Quelle pénétration chez un homme dont les yeux du corps étaient si faibles, mais ceux de l’âme si pénétrants ! Et considérez sans étonnement le honteux fardeau qui pèse sur celui qui refuse de porter le Dieu de majesté ; il faut choisir : ou bien vous porterez le fardeau léger[6], et c’est plutôt lui qui vous portera, ou bien vous porterez au cou une meule de moulin et vous serez accablés par votre iniquité comme par une masse de plomb[7].

Table des chapitres

[1] Qo 4 10.

[2] Les couvents de régulière observance, dit le texte.
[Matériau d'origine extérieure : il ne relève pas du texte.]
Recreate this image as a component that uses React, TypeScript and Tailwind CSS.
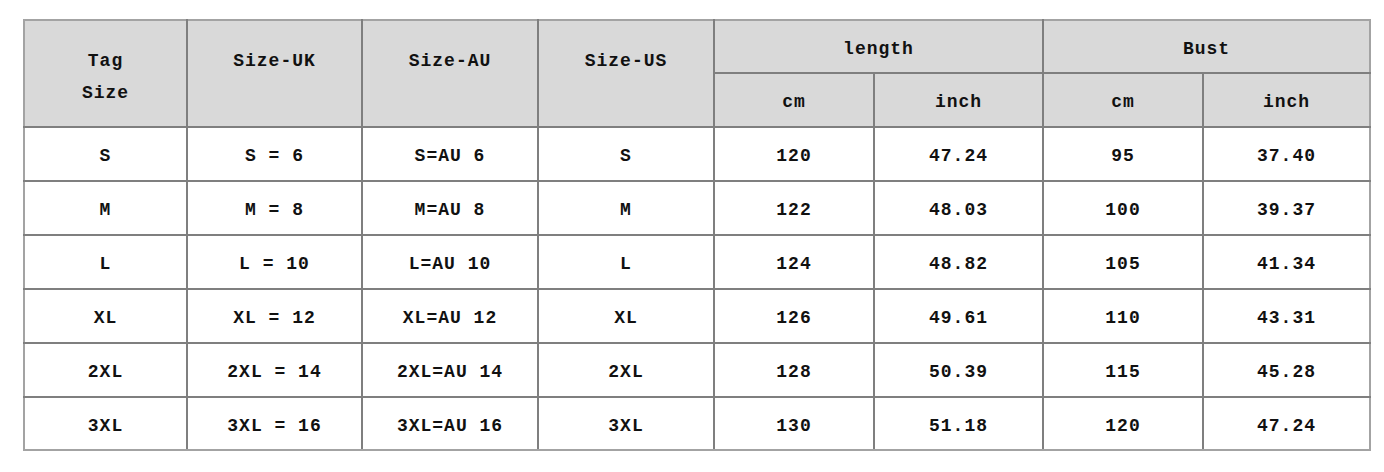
import React from 'react';

const rows = [
  ['S', 'S = 6', 'S=AU 6', 'S', '120', '47.24', '95', '37.40'],
  ['M', 'M = 8', 'M=AU 8', 'M', '122', '48.03', '100', '39.37'],
  ['L', 'L = 10', 'L=AU 10', 'L', '124', '48.82', '105', '41.34'],
  ['XL', 'XL = 12', 'XL=AU 12', 'XL', '126', '49.61', '110', '43.31'],
  ['2XL', '2XL = 14', '2XL=AU 14', '2XL', '128', '50.39', '115', '45.28'],
  ['3XL', '3XL = 16', '3XL=AU 16', '3XL', '130', '51.18', '120', '47.24'],
];

const widths = [163, 175, 176, 176, 160, 169, 160, 167];

// inner lines are darker, the outer frame a lighter grey
const cell = 'border-2 border-[#7f7f7f]';

export default function App() {
  return (
    <div className="w-[1384px] h-[472px] bg-white pt-[19px] pl-[23px]">
      <table
        className="table-fixed border-collapse w-[1347px] text-[18px] font-bold tracking-[1px] text-[#111] whitespace-pre"
        style={{ fontFamily: '"Liberation Mono", "DejaVu Sans Mono", monospace' }}
      >
        <colgroup>
          {widths.map((w, i) => (
            <col key={i} style={{ width: w }} />
          ))}
        </colgroup>
        <thead className="bg-[#d9d9d9]">
          <tr className="h-[53px]">
            <th rowSpan={2} className={`${cell} border-t-[#a3a3a3] border-l-[#a3a3a3] align-top pt-[24px] leading-[32px] font-bold`}>
              Tag<br />Size
            </th>
            <th rowSpan={2} className={`${cell} border-t-[#a3a3a3] align-top pt-[24px] leading-[32px] font-bold`}>Size-UK</th>
            <th rowSpan={2} className={`${cell} border-t-[#a3a3a3] align-top pt-[24px] leading-[32px] font-bold`}>Size-AU</th>
            <th rowSpan={2} className={`${cell} border-t-[#a3a3a3] align-top pt-[24px] leading-[32px] font-bold`}>Size-US</th>
            <th colSpan={2} className={`${cell} border-t-[#a3a3a3] pt-[5px] font-bold`}>length</th>
            <th colSpan={2} className={`${cell} border-t-[#a3a3a3] border-r-[#a3a3a3] pt-[5px] font-bold`}>Bust</th>
          </tr>
          <tr className="h-[54px]">
            <th className={`${cell} pt-[5px] font-bold`}>cm</th>
            <th className={`${cell} pt-[5px] font-bold`}>inch</th>
            <th className={`${cell} pt-[5px] font-bold`}>cm</th>
            <th className={`${cell} border-r-[#a3a3a3] pt-[5px] font-bold`}>inch</th>
          </tr>
        </thead>
        <tbody>
          {rows.map((r, ri) => (
            <tr key={r[0]} className={ri === rows.length - 1 ? 'h-[53px]' : 'h-[54px]'}>
              {r.map((c, i) => (
                <td
                  key={i}
                  className={`${cell} ${i === 0 ? 'border-l-[#a3a3a3]' : ''} ${i === 7 ? 'border-r-[#a3a3a3]' : ''} ${
                    ri === rows.length - 1 ? 'border-b-[#a3a3a3]' : ''
                  } text-center align-middle pt-[5px]`}
                >
                  {c}
                </td>
              ))}
            </tr>
          ))}
        </tbody>
      </table>
    </div>
  );
}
C’était déjà la dénomination d’une fraction de l’Ordre par opposition aux « Spirituels » qui ne recevront leur nom que plus tard. Gratien, Histoire de l’Ordreau XIIIe siècle, p. 226.

[3] Qo 4 10.

[4] Allusion à l’épisode évangélique de Zachée, Lc 19 3.

[5] C’est durant un Chapitre que, d’après saint Bonaventure, l’événement aurait eu lieu : LM 11 11.

[6] Mt 11 30 : Mon fardeau est léger.

[7] Littéralement : un talent de plomb. Le talent est une mesure grecque, de poids variable suivant les différents Etats qui l’utilisaient, mais toujours proche du demi-quintal.